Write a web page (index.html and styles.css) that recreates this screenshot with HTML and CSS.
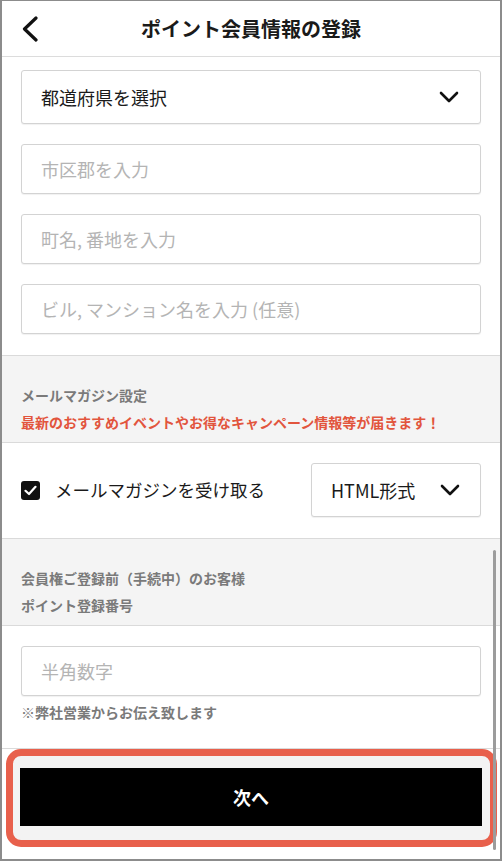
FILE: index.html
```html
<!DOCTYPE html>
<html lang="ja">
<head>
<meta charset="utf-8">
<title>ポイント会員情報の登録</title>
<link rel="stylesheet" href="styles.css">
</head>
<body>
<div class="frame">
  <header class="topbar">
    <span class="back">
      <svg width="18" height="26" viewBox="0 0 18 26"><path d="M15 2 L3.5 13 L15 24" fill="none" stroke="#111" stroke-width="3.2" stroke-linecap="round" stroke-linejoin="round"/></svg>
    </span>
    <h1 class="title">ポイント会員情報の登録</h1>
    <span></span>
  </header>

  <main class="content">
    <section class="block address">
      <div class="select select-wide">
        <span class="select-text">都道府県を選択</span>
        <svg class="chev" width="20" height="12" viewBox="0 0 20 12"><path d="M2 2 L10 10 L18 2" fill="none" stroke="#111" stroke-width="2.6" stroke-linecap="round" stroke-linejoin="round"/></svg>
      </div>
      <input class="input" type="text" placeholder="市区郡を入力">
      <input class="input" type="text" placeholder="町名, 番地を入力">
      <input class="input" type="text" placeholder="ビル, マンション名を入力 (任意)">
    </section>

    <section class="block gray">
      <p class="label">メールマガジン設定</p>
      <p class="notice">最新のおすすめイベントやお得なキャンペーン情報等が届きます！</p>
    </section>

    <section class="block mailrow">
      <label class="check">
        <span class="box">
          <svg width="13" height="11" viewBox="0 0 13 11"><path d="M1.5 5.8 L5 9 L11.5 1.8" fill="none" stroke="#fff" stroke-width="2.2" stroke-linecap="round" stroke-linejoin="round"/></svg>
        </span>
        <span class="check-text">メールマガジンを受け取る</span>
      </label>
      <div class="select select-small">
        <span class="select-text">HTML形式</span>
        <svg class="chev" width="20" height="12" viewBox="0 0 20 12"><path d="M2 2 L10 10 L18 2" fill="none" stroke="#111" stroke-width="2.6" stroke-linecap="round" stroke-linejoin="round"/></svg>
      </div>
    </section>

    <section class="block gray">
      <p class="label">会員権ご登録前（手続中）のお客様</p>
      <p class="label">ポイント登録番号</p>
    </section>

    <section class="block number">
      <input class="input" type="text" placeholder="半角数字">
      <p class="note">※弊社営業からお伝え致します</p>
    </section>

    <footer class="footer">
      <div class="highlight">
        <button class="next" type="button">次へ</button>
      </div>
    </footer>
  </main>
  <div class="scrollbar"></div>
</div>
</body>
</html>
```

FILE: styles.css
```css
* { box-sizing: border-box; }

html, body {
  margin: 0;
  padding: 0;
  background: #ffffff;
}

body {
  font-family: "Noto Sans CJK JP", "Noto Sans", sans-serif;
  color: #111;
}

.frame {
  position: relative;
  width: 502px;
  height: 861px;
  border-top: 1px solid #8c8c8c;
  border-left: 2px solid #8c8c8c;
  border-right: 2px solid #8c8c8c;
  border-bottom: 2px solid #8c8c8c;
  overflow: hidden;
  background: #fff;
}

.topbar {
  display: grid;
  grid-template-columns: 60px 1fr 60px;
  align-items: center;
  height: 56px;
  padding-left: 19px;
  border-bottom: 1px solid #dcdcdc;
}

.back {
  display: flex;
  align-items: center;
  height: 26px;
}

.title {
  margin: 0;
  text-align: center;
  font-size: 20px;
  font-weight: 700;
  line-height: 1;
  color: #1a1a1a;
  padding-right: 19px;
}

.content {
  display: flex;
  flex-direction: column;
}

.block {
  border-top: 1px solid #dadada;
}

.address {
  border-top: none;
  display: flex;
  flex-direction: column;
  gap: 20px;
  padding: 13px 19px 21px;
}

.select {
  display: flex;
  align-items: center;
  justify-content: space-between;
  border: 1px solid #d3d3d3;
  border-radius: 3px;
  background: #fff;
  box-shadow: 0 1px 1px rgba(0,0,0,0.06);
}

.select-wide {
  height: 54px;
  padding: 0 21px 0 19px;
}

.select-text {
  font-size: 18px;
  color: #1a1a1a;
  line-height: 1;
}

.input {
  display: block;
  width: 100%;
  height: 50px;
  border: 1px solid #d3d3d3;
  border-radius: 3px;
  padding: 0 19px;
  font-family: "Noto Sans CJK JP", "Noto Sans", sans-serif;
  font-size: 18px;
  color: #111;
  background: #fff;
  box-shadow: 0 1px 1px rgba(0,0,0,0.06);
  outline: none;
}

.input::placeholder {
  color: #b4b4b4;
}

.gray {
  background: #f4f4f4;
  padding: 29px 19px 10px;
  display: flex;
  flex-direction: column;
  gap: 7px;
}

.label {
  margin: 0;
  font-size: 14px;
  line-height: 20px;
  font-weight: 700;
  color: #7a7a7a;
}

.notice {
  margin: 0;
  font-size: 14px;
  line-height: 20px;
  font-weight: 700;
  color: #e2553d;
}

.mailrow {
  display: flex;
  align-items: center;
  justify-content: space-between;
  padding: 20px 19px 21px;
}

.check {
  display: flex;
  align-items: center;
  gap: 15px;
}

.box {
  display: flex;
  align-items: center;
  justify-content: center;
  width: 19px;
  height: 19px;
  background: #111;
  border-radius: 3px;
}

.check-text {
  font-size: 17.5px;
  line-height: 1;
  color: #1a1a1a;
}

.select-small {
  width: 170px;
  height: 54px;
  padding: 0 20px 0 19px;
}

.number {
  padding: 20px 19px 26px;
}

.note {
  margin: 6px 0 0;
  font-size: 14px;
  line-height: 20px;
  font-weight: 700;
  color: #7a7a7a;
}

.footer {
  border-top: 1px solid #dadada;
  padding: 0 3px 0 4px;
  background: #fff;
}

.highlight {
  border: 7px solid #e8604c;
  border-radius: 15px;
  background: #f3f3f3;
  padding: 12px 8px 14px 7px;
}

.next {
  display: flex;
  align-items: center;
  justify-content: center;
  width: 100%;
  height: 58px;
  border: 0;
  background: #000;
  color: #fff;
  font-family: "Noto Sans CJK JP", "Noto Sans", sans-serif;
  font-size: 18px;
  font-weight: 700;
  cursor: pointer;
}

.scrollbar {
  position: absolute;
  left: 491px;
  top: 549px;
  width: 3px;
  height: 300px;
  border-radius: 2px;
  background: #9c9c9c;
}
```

* * *

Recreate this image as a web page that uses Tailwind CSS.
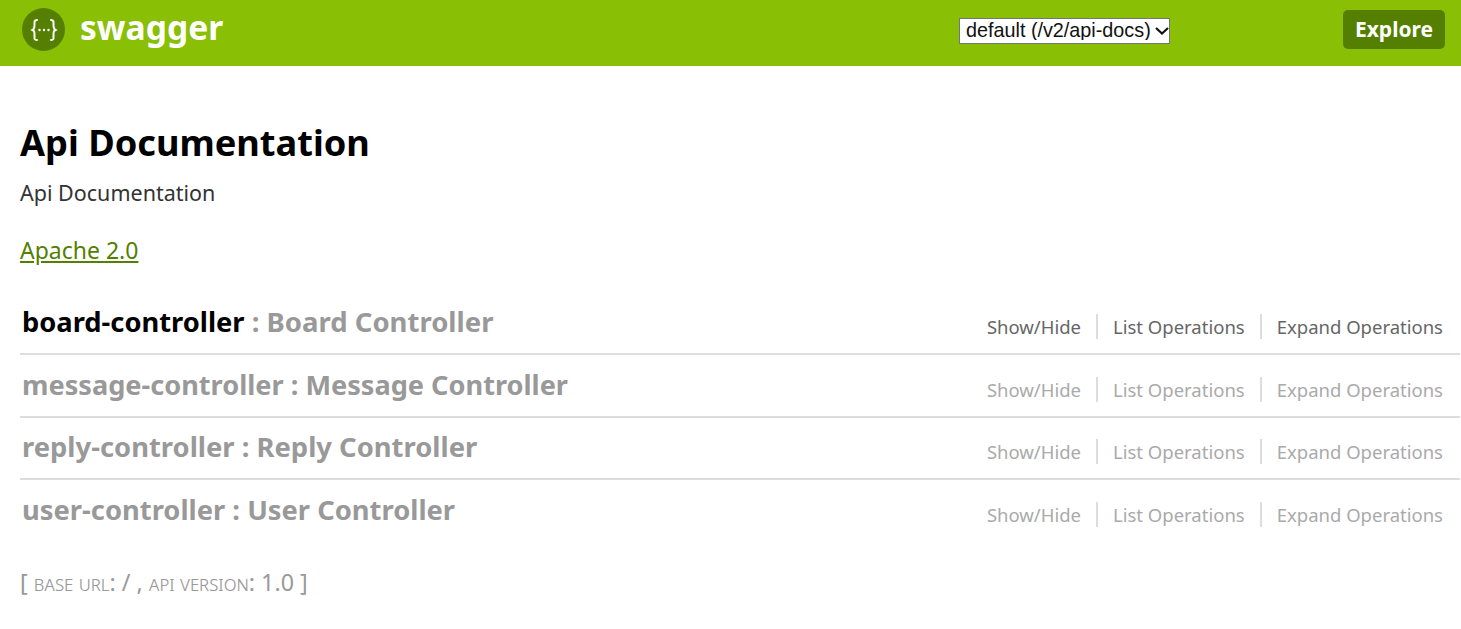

→ **What you have to do**
From the entries above, collect every line with the string "page" in it.

→ **Exercise solution**
Write a web page (index.html and styles.css) that recreates this screenshot with HTML and CSS.
Recreate this image as a web page that uses Tailwind CSS.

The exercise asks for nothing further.